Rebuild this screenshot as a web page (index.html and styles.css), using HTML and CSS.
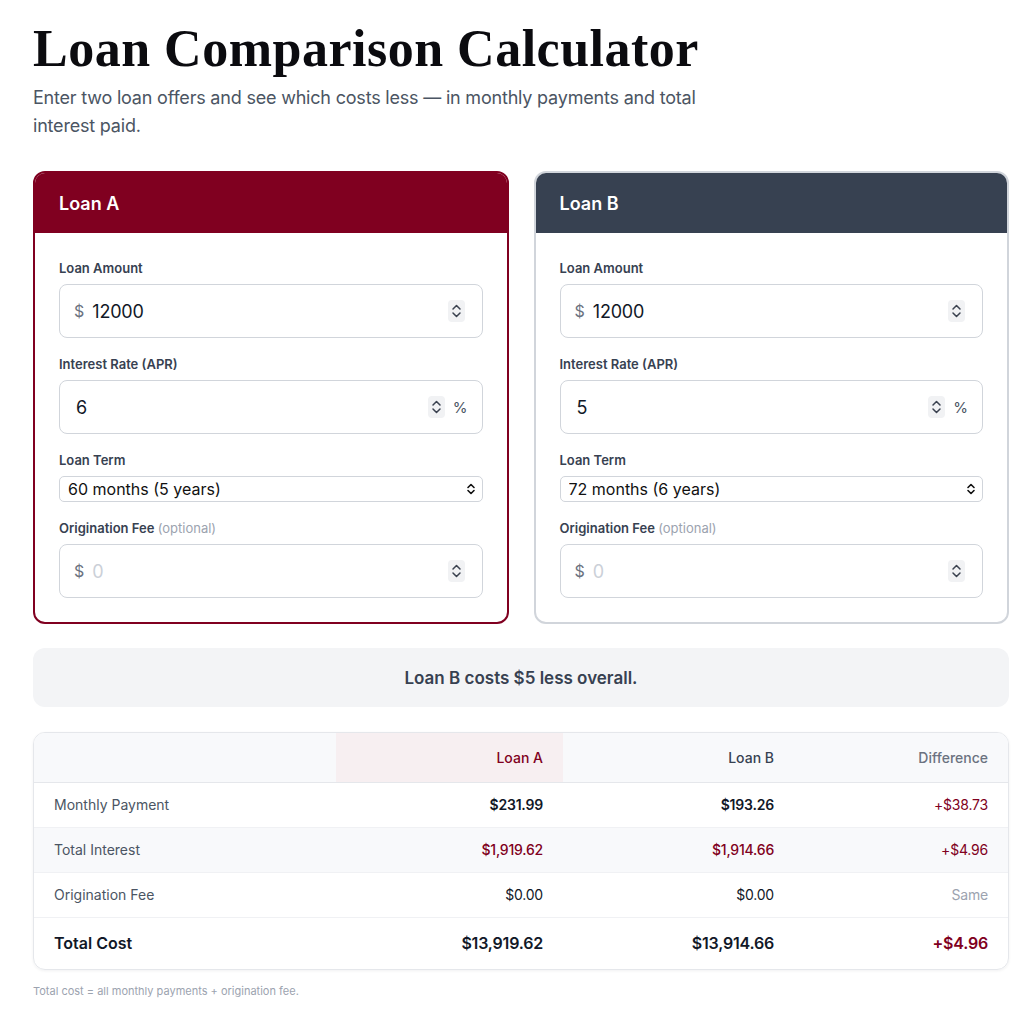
FILE: index.html
```html
<!DOCTYPE html>
<html lang="en">
<head>
<meta charset="utf-8">
<title>Loan Comparison Calculator</title>
<link rel="stylesheet" href="styles.css">
</head>
<body>
<main class="page">
  <h1 class="title">Loan Comparison Calculator</h1>
  <p class="subtitle">Enter two loan offers and see which costs less — in monthly payments and total interest paid.</p>

  <div class="loans">
    <section class="loan loan-a">
      <header class="loan-head">Loan A</header>
      <div class="loan-body">
        <div class="field">
          <label class="label">Loan Amount</label>
          <div class="input-box">
            <span class="prefix">$</span>
            <input class="num" type="text" value="12000">
            <svg class="spin" width="17" height="22" viewBox="0 0 17 22"><rect width="17" height="22" rx="4" fill="#f1f2f4"/><path d="M5 9 L8.5 5.5 L12 9" fill="none" stroke="#3b4250" stroke-width="1.5" stroke-linecap="round" stroke-linejoin="round"/><path d="M5 13 L8.5 16.5 L12 13" fill="none" stroke="#3b4250" stroke-width="1.5" stroke-linecap="round" stroke-linejoin="round"/></svg>
          </div>
        </div>
        <div class="field">
          <label class="label">Interest Rate (APR)</label>
          <div class="input-box plain">
            <input class="num" type="text" value="6">
            <svg class="spin" width="17" height="22" viewBox="0 0 17 22"><rect width="17" height="22" rx="4" fill="#f1f2f4"/><path d="M5 9 L8.5 5.5 L12 9" fill="none" stroke="#3b4250" stroke-width="1.5" stroke-linecap="round" stroke-linejoin="round"/><path d="M5 13 L8.5 16.5 L12 13" fill="none" stroke="#3b4250" stroke-width="1.5" stroke-linecap="round" stroke-linejoin="round"/></svg>
            <span class="suffix">%</span>
          </div>
        </div>
        <div class="field">
          <label class="label">Loan Term</label>
          <div class="select-box">
            <select class="select"><option>60 months (5 years)</option></select>
            <svg class="select-icon" width="10" height="12" viewBox="0 0 10 12"><path d="M2 4.5 L5 1.5 L8 4.5" fill="none" stroke="#111" stroke-width="1.6" stroke-linecap="round" stroke-linejoin="round"/><path d="M2 7.5 L5 10.5 L8 7.5" fill="none" stroke="#111" stroke-width="1.6" stroke-linecap="round" stroke-linejoin="round"/></svg>
          </div>
        </div>
        <div class="field last">
          <label class="label">Origination Fee <span class="opt">(optional)</span></label>
          <div class="input-box">
            <span class="prefix">$</span>
            <input class="num" type="text" placeholder="0">
            <svg class="spin" width="17" height="22" viewBox="0 0 17 22"><rect width="17" height="22" rx="4" fill="#f1f2f4"/><path d="M5 9 L8.5 5.5 L12 9" fill="none" stroke="#3b4250" stroke-width="1.5" stroke-linecap="round" stroke-linejoin="round"/><path d="M5 13 L8.5 16.5 L12 13" fill="none" stroke="#3b4250" stroke-width="1.5" stroke-linecap="round" stroke-linejoin="round"/></svg>
          </div>
        </div>
      </div>
    </section>

    <section class="loan loan-b">
      <header class="loan-head">Loan B</header>
      <div class="loan-body">
        <div class="field">
          <label class="label">Loan Amount</label>
          <div class="input-box">
            <span class="prefix">$</span>
            <input class="num" type="text" value="12000">
            <svg class="spin" width="17" height="22" viewBox="0 0 17 22"><rect width="17" height="22" rx="4" fill="#f1f2f4"/><path d="M5 9 L8.5 5.5 L12 9" fill="none" stroke="#3b4250" stroke-width="1.5" stroke-linecap="round" stroke-linejoin="round"/><path d="M5 13 L8.5 16.5 L12 13" fill="none" stroke="#3b4250" stroke-width="1.5" stroke-linecap="round" stroke-linejoin="round"/></svg>
          </div>
        </div>
        <div class="field">
          <label class="label">Interest Rate (APR)</label>
          <div class="input-box plain">
            <input class="num" type="text" value="5">
            <svg class="spin" width="17" height="22" viewBox="0 0 17 22"><rect width="17" height="22" rx="4" fill="#f1f2f4"/><path d="M5 9 L8.5 5.5 L12 9" fill="none" stroke="#3b4250" stroke-width="1.5" stroke-linecap="round" stroke-linejoin="round"/><path d="M5 13 L8.5 16.5 L12 13" fill="none" stroke="#3b4250" stroke-width="1.5" stroke-linecap="round" stroke-linejoin="round"/></svg>
            <span class="suffix">%</span>
          </div>
        </div>
        <div class="field">
          <label class="label">Loan Term</label>
          <div class="select-box">
            <select class="select"><option>72 months (6 years)</option></select>
            <svg class="select-icon" width="10" height="12" viewBox="0 0 10 12"><path d="M2 4.5 L5 1.5 L8 4.5" fill="none" stroke="#111" stroke-width="1.6" stroke-linecap="round" stroke-linejoin="round"/><path d="M2 7.5 L5 10.5 L8 7.5" fill="none" stroke="#111" stroke-width="1.6" stroke-linecap="round" stroke-linejoin="round"/></svg>
          </div>
        </div>
        <div class="field last">
          <label class="label">Origination Fee <span class="opt">(optional)</span></label>
          <div class="input-box">
            <span class="prefix">$</span>
            <input class="num" type="text" placeholder="0">
            <svg class="spin" width="17" height="22" viewBox="0 0 17 22"><rect width="17" height="22" rx="4" fill="#f1f2f4"/><path d="M5 9 L8.5 5.5 L12 9" fill="none" stroke="#3b4250" stroke-width="1.5" stroke-linecap="round" stroke-linejoin="round"/><path d="M5 13 L8.5 16.5 L12 13" fill="none" stroke="#3b4250" stroke-width="1.5" stroke-linecap="round" stroke-linejoin="round"/></svg>
          </div>
        </div>
      </div>
    </section>
  </div>

  <div class="summary">Loan B costs $5 less overall.</div>

  <div class="results">
    <table class="table">
      <colgroup>
        <col class="c1"><col class="c2"><col class="c3"><col class="c4">
      </colgroup>
      <thead>
        <tr class="head-row">
          <th class="th-label"></th>
          <th class="th th-a">Loan A</th>
          <th class="th th-b">Loan B</th>
          <th class="th th-diff">Difference</th>
        </tr>
      </thead>
      <tbody>
        <tr class="row">
          <td class="cell-label">Monthly Payment</td>
          <td class="val strong">$231.99</td>
          <td class="val strong">$193.26</td>
          <td class="val diff">+$38.73</td>
        </tr>
        <tr class="row alt">
          <td class="cell-label">Total Interest</td>
          <td class="val accent">$1,919.62</td>
          <td class="val accent">$1,914.66</td>
          <td class="val diff">+$4.96</td>
        </tr>
        <tr class="row">
          <td class="cell-label">Origination Fee</td>
          <td class="val">$0.00</td>
          <td class="val">$0.00</td>
          <td class="val same">Same</td>
        </tr>
        <tr class="row total">
          <td class="cell-label">Total Cost</td>
          <td class="val">$13,919.62</td>
          <td class="val">$13,914.66</td>
          <td class="val diff">+$4.96</td>
        </tr>
      </tbody>
    </table>
  </div>

  <p class="note">Total cost = all monthly payments + origination fee.</p>
</main>
</body>
</html>
```

FILE: styles.css
```css
* { box-sizing: border-box; }

body {
  margin: 0;
  background: #ffffff;
  font-family: Inter, "Noto Sans", "Liberation Sans", sans-serif;
  color: #111827;
}

.page {
  width: 976px;
  margin-left: 33px;
  padding-top: 19px;
  padding-bottom: 20px;
}

.title {
  margin: 0;
  font-family: "Liberation Serif", "DejaVu Serif", serif;
  font-weight: 700;
  font-size: 52px;
  line-height: 60px;
  color: #0b0b0f;
  letter-spacing: 0.5px;
}

.subtitle {
  margin: 5px 0 0 0;
  max-width: 690px;
  font-size: 18px;
  line-height: 28px;
  color: #4b5563;
  letter-spacing: -0.2px;
}

.loans {
  margin-top: 31px;
  display: grid;
  grid-template-columns: 1fr 1fr;
  gap: 25px;
}

.loan {
  border: 2px solid #d1d5db;
  border-radius: 12px;
  overflow: hidden;
  background: #fff;
}

.loan-a { border-color: #800020; }

.loan-head {
  height: 60px;
  padding: 0 24px;
  display: flex;
  align-items: center;
  font-size: 18px;
  font-weight: 600;
  color: #ffffff;
  background: #374151;
}

.loan-a .loan-head { background: #800020; }

.loan-b .loan-head {
  margin: -2px -2px 0 -2px;
  height: 62px;
  padding-left: 26px;
  padding-top: 2px;
}

.loan-body {
  padding: 26px 24px 24px 24px;
}

.field { margin-bottom: 17px; }
.field.last { margin-bottom: 0; }

.label {
  display: block;
  font-size: 13px;
  line-height: 18px;
  font-weight: 600;
  color: #374151;
  margin-bottom: 7px;
}

.opt {
  font-weight: 400;
  color: #9ca3af;
}

.input-box {
  height: 54px;
  border: 1px solid #d1d5db;
  border-radius: 8px;
  display: flex;
  align-items: center;
  padding: 0 17px 0 14px;
}

.input-box.plain { padding: 0 14px 0 16px; }

.prefix {
  font-size: 16px;
  color: #6b7280;
  margin-right: 8px;
}

.suffix {
  font-size: 15px;
  color: #4b5563;
  margin-left: 8px;
}

.num {
  flex: 1;
  min-width: 0;
  border: 0;
  outline: 0;
  padding: 0;
  background: transparent;
  font-family: inherit;
  font-size: 18px;
  color: #111827;
  letter-spacing: -0.2px;
}

.num::placeholder { color: #cbd0d8; }

.spin { flex: none; display: block; }

.select-box {
  position: relative;
  height: 26px;
}

.select {
  width: 100%;
  height: 26px;
  -webkit-appearance: none;
  appearance: none;
  border: 1px solid #d1d5db;
  border-radius: 5px;
  background: #fff;
  padding: 0 24px 0 8px;
  font-family: inherit;
  font-size: 16px;
  color: #111;
}

.select-icon {
  position: absolute;
  right: 7px;
  top: 7px;
  pointer-events: none;
}

.summary {
  margin-top: 24px;
  height: 59px;
  border-radius: 12px;
  background: #f3f4f6;
  display: flex;
  align-items: center;
  justify-content: center;
  font-size: 17px;
  font-weight: 600;
  color: #374151;
}

.results {
  margin-top: 25px;
  border: 1px solid #e5e7eb;
  border-radius: 12px;
  overflow: hidden;
  box-shadow: 0 1px 3px rgba(17, 24, 39, 0.06);
}

.table {
  width: 100%;
  border-collapse: collapse;
  table-layout: fixed;
  font-size: 14px;
}

.c1 { width: 302px; }
.c2 { width: 227px; }
.c3 { width: 231px; }

.head-row {
  height: 49px;
  background: #f8f9fb;
  border-bottom: 1px solid #e5e7eb;
}

.th {
  text-align: right;
  padding: 0 20px;
  font-weight: 500;
  font-size: 14px;
}

.th-a { background: #f7eff1; color: #800020; }
.th-b { color: #374151; }
.th-diff { color: #6b7280; }

.row {
  height: 45px;
  border-bottom: 1px solid #f0f1f4;
}

.row.alt { background: #f8f9fb; }

.row.total {
  height: 52px;
  border-top: 1px solid #e5e7eb;
  border-bottom: 0;
}

.cell-label {
  padding: 0 20px;
  color: #4b5563;
  font-size: 14px;
}

.val {
  text-align: right;
  padding: 0 20px;
  color: #111827;
  letter-spacing: -0.2px;
}

.val.strong { font-weight: 600; }
.val.accent { color: #800020; font-weight: 500; }
.val.diff { color: #800020; }
.val.same { color: #9ca3af; }

.row.total .cell-label,
.row.total .val {
  font-size: 16px;
  font-weight: 600;
  color: #111827;
}

.row.total .val.diff { color: #800020; }

.note {
  margin: 14px 0 0 0;
  font-size: 11px;
  color: #9ca3af;
}
```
+ + + +
Gather all lines with the string "page" from the data.

**Solution for this problem:**
Rebuild this screenshot as a web page (index.html and styles.css), using HTML and CSS.
<main class="page">
.page {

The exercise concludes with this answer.